→ Task brief
Every line of the data that contains the string "React" must be copied.

→ Collected data
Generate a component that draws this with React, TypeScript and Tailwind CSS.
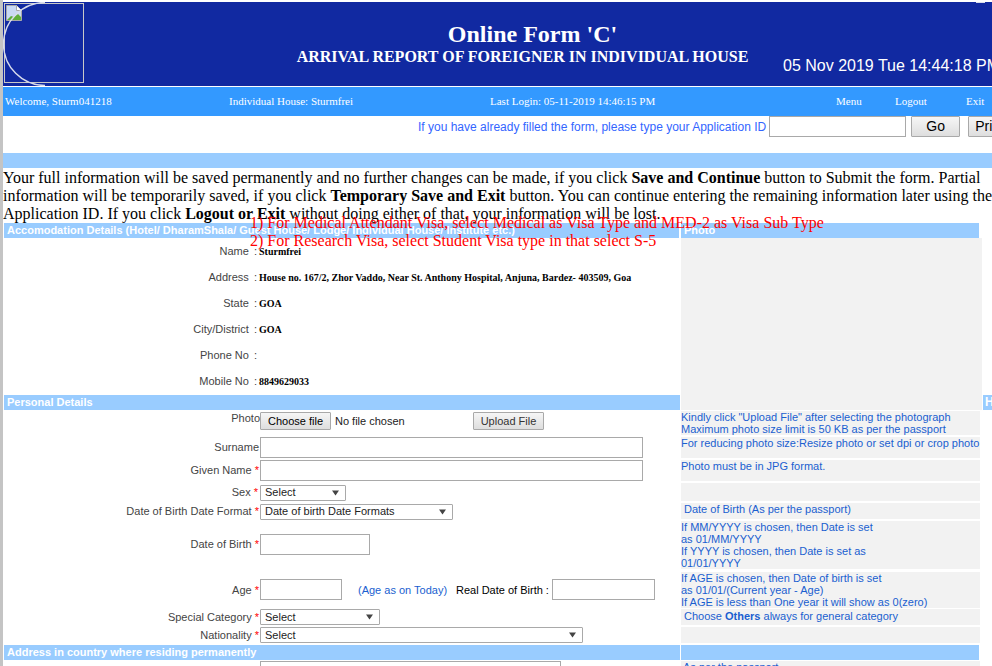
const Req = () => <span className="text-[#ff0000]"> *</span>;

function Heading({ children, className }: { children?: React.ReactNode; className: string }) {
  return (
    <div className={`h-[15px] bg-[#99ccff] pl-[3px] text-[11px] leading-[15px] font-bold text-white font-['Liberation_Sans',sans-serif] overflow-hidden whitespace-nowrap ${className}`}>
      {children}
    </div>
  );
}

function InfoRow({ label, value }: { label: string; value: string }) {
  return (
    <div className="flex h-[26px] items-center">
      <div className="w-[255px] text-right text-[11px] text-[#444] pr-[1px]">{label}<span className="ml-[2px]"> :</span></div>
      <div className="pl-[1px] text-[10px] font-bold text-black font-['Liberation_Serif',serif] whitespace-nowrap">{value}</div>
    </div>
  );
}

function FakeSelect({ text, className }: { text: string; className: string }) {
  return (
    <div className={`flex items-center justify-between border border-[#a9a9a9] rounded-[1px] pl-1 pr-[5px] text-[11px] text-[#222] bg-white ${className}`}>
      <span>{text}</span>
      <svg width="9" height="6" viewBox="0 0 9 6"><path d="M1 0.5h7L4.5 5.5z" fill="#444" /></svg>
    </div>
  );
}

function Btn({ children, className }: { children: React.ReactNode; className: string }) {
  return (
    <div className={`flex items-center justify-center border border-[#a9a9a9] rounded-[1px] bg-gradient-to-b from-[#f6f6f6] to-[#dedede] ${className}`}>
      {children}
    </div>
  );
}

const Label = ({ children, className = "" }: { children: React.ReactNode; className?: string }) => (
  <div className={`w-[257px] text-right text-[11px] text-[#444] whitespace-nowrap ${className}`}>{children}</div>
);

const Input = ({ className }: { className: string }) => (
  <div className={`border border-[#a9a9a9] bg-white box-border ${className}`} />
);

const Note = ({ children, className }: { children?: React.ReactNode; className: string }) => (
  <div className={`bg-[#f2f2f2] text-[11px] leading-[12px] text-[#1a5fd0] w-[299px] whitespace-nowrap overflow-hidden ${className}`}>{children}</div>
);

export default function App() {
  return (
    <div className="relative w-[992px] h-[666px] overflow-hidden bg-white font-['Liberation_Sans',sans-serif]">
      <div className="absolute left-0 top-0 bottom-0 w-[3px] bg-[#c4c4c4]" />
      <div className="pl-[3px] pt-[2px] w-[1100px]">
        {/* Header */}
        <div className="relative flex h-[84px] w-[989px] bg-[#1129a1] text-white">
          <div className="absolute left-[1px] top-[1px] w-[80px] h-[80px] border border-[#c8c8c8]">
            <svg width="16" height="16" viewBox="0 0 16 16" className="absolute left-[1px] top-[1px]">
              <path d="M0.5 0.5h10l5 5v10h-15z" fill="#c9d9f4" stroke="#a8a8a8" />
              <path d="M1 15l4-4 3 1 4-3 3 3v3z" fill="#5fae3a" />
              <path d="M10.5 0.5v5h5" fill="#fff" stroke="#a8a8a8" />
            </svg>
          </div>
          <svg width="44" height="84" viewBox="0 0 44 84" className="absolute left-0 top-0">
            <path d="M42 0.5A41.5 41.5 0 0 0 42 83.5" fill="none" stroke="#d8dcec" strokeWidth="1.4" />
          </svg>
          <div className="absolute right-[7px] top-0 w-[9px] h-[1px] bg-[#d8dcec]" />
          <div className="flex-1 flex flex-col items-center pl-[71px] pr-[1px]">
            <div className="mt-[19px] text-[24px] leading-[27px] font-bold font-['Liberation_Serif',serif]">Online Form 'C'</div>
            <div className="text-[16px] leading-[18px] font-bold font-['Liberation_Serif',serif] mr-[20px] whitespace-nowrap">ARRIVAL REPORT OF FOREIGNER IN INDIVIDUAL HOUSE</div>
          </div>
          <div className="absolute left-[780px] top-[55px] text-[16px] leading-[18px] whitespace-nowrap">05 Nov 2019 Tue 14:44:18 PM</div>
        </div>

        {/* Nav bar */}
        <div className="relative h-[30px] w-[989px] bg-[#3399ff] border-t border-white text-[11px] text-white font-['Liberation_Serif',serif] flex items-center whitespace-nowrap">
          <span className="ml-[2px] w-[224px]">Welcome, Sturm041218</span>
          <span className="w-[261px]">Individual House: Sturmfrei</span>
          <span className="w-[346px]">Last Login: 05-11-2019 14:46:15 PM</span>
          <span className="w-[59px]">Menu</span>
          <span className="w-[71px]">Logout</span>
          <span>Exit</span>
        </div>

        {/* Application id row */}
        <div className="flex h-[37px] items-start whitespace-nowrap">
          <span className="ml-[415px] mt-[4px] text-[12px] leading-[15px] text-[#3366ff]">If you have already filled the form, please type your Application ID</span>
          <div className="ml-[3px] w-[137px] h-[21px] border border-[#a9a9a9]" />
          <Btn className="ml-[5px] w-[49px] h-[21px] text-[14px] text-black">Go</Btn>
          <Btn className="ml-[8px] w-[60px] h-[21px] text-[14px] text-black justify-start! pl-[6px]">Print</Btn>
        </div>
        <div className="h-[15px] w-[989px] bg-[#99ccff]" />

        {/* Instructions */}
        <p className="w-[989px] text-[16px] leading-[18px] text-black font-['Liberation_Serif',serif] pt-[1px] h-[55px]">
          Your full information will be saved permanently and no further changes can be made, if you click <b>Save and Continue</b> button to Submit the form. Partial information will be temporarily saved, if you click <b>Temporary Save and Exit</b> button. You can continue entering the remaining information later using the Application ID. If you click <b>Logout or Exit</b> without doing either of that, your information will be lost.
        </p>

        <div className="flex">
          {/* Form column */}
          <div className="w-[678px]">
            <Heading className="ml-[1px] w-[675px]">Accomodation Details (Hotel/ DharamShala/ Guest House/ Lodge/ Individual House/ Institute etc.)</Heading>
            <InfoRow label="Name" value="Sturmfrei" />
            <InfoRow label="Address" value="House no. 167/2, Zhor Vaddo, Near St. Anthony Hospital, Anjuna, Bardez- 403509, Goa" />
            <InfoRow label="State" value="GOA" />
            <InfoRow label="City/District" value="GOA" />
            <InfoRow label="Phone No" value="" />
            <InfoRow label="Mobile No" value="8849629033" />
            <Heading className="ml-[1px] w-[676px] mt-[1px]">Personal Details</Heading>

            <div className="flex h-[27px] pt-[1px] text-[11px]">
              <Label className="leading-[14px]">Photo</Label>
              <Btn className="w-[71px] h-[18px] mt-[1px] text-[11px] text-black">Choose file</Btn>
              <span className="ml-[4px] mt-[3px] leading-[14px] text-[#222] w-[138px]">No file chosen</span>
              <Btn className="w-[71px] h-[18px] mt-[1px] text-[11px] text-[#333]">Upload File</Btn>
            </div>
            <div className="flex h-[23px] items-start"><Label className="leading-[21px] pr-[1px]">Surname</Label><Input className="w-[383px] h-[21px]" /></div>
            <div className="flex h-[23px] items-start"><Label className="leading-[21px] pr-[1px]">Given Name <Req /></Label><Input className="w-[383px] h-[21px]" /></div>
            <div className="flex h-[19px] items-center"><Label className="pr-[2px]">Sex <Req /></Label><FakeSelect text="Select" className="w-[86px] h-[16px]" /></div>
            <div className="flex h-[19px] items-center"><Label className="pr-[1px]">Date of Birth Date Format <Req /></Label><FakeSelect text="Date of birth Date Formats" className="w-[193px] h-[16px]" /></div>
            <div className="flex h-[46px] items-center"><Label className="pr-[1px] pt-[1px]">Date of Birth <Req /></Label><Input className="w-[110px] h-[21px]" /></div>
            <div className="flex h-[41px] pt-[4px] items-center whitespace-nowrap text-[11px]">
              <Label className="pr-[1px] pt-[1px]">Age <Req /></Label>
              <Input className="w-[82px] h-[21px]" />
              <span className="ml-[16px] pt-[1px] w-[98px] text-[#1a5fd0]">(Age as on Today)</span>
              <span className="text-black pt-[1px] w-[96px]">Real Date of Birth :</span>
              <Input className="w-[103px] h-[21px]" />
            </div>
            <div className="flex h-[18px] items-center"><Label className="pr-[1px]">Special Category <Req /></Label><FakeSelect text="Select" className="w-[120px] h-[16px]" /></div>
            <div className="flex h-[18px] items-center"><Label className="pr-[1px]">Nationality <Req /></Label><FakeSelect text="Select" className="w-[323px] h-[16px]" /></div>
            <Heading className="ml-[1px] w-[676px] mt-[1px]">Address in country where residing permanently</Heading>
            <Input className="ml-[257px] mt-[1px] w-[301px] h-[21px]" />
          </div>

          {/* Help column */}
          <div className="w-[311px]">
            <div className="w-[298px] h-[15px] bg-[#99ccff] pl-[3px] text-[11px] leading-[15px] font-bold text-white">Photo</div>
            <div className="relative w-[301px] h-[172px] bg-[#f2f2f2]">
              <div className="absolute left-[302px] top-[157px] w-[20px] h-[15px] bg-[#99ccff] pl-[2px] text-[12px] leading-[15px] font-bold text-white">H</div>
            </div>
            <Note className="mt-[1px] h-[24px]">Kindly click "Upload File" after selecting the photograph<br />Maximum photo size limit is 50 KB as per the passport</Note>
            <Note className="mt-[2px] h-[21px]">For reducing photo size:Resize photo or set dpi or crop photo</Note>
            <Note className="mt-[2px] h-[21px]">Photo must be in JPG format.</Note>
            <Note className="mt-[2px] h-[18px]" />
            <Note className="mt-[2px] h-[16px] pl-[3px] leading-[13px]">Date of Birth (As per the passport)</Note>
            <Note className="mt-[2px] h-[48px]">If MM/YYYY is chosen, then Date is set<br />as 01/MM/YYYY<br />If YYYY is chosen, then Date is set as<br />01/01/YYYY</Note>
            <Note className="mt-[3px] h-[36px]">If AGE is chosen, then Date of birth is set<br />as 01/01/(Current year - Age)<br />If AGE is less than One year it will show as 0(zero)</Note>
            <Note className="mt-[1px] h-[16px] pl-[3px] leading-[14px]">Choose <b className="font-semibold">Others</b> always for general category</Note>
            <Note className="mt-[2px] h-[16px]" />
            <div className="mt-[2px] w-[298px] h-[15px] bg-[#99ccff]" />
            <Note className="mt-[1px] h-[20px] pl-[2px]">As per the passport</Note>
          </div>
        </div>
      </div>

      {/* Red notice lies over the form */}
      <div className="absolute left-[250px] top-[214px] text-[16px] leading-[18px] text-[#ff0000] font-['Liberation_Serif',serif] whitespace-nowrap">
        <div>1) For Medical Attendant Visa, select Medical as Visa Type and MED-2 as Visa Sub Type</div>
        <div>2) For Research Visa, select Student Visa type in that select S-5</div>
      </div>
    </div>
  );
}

→ Output for this exercise
Generate a component that draws this with React, TypeScript and Tailwind CSS.
function Heading({ children, className }: { children?: React.ReactNode; className: string }) {
function Btn({ children, className }: { children: React.ReactNode; className: string }) {
const Label = ({ children, className = "" }: { children: React.ReactNode; className?: string }) => (
const Note = ({ children, className }: { children?: React.ReactNode; className: string }) => (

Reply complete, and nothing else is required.